Советская разведка продолжала собирать сведения о вооруженных силах Румынии. По данным на 1 января 1940 г., в румынских ВВС насчитывалось 1439 самолетов (238 тяжелых и средних бомбардировщиков, 440 легких бомбардировщиков и разведчиков, 201 разведчик, 331 истребитель, 229 штурмовых и учебных), а с учетом гидроавиации (61 самолет) и 250 интернированных польских самолетов их общее количество возрастало до 1750 машин. При этом в боевых частях, по неполным данным, находилось всего 727 самолетов[818]. Согласно разведсводке № 4 разведотдела штаба КОВО от 1 июня 1940 г., в Румынии 30 апреля была объявлена всеобщая мобилизация, что позволяло создать почти 2-миллионную армию и развернуть до 50 дивизий. Из солдат польской армии формировались воинские части.

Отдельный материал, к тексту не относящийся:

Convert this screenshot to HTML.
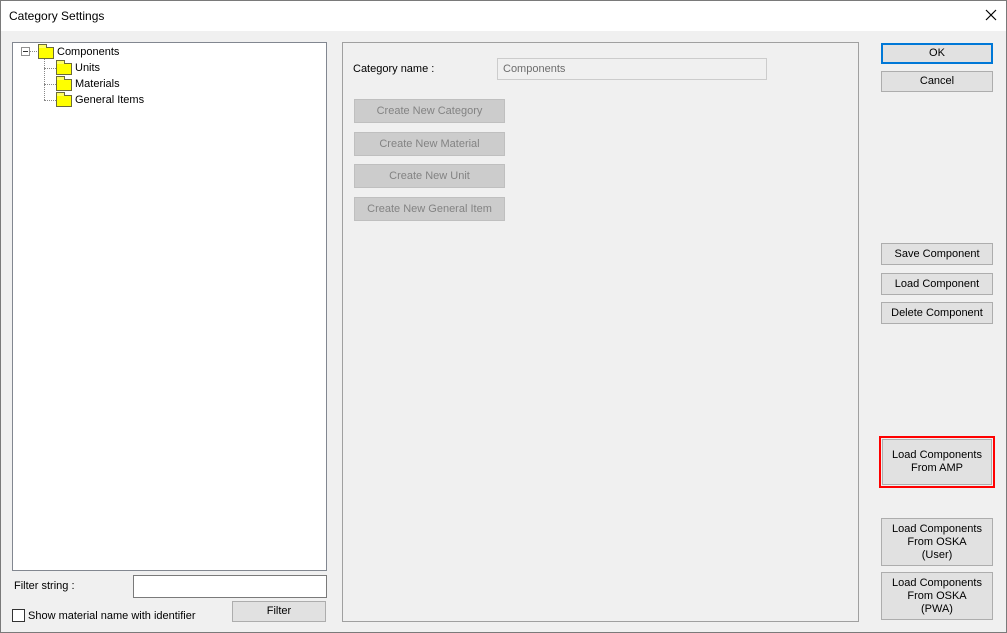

По данным на 1 апреля 1940 г., предполагалось, что на востоке Румынии сосредоточены 21 пехотная, 2 кавалерийские дивизии и 1 горнопехотная бригада[819]. Вооружение румынской армии оценивалось в 1 200 130 винтовок, 50 тыс. карабинов, 39 334 легких и 16 320 станковых пулеметов, 582 зенитных пулемета, 5134 орудий, 525 минометов и 198 танков[820]. Согласно разведданным, на 1 июня 1940 г. в ВВС Румынии, которые располагали 163 аэродромами и посадочными площадками, имелось 11 авиаполков: 4 истребительных (162 самолета), 3 бомбардировочных (96 самолетов), 3 разведывательных (262 самолета) и 1 морской авиации (18 самолетов). Всего насчитывалось 658 боевых и 500 вспомогательных самолетов[821]. Разведсводка № 14 разведотдела штаба КОВО сообщала, что за период 20–31 мая 1940 г. «Румыния продолжает переброску войсковых частей в Бессарабию и Буковину и строительство оборонительных сооружений на рубежах p.p. Днестр и Прут»[822].